The Indianapolis-based consumer reviews firm announced Thapar's departure on Monday morning in a regulatory filing. “Thapar’s employment with the company has ended effective September 27,” according to the filing.

Thapar had been with Angie's List two years. It was not immediately clear whether he resigned or was terminated. Conspicuously absent in Monday’s announcement was the type of praise CEO Bill Oesterle heaped on Chief Financial Officer Robert Millard when Millard announced last March that he would step down on June 28.

In the first nine months of this year, Thapar was busy exercising his Angie’s List stock options, which yielded gains of at least $730,000, according to Securities and Exchange Commission filings.

An Angie's List representative did not respond to a request for comment on Tuesday morning.

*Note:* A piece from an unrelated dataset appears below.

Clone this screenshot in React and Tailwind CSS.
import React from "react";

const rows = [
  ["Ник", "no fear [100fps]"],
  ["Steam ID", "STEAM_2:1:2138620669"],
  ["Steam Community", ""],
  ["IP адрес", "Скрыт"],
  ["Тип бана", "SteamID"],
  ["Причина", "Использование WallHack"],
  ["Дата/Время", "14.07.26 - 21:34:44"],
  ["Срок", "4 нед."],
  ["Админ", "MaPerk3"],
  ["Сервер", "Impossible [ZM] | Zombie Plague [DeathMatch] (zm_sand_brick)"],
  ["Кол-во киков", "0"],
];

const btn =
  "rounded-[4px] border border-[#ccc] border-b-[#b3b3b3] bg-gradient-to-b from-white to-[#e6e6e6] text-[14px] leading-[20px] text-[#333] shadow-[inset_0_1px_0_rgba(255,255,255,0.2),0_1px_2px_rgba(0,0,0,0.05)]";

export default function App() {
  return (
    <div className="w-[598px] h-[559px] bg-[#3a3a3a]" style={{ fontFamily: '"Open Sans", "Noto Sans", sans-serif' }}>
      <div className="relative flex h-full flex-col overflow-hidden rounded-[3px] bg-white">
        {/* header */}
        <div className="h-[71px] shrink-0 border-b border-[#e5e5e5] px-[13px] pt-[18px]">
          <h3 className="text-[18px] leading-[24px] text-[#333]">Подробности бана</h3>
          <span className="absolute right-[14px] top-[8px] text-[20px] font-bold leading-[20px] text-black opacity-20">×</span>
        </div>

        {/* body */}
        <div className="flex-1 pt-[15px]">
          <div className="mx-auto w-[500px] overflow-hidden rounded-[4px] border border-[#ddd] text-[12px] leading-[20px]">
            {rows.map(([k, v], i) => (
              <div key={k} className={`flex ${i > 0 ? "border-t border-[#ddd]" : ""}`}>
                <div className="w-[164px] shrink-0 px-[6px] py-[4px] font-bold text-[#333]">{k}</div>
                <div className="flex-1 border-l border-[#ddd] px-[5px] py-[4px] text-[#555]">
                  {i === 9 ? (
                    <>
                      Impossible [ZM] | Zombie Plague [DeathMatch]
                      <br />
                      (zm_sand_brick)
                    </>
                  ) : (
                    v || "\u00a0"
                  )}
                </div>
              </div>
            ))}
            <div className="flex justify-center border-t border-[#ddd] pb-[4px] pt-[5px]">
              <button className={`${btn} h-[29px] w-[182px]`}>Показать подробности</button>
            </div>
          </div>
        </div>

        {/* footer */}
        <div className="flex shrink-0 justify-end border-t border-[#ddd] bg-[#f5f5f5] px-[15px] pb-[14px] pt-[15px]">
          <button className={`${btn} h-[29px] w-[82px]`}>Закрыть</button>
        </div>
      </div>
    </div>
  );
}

Pending Thapar’s replacement, the responsibilities of CTO have been assumed by other members of Angie’s engineering team.

Angie's List shares tumbled nearly 6 percent on Monday, and were down another 7 percent in morning trading on Tuesday, to $20.83 per share. The stock price is up 75 percent since the beginning of the year.

Monday's filing said that Tharpar is eligible to receive severance benefits as promised in his offer letter from Sept. 16, 2011. That letter specified that if the company decided to sever employment without cause, he would be entitled to his annual salary of $300,000 plus his targeted bonus, which was $160,000.

Before joining Angie’s List Thapar was vice president of engineering at Walmart.com. He also has held various positions at Myspace, Yahoo! and Cisco Systems.

Thapar helped oversee an expansion of e-commerce functions at Angie’s List, which is best-known for publishing consumer reviews of plumbers, mechanics and other service providers.

In recent years, Angie’s began offering online deals directly to members through its Storefront and Big Deal functions.

Millard's former CFO position was filled last month by Tom Fox, former senior director of business planning at wireless phone maker Nokia.

Angie's List has vexed industry watchers since it went public in November 2011. The 18-year-old company has never turned an annual profit, leading investors to wonder whether it is wildly overvalued or on the brink of hitting a sweet spot for profits.

The firm is growing at a torrid rate. It had paid memberships at the end of the second quarter of 2.2 million, up 51 percent from a year earlier. Revenue in the first six months of 2013 topped $111 million, up from $61 million. And its loss in the first half of this year shrank to $22 million, compared with $37 million in the first half of 2012.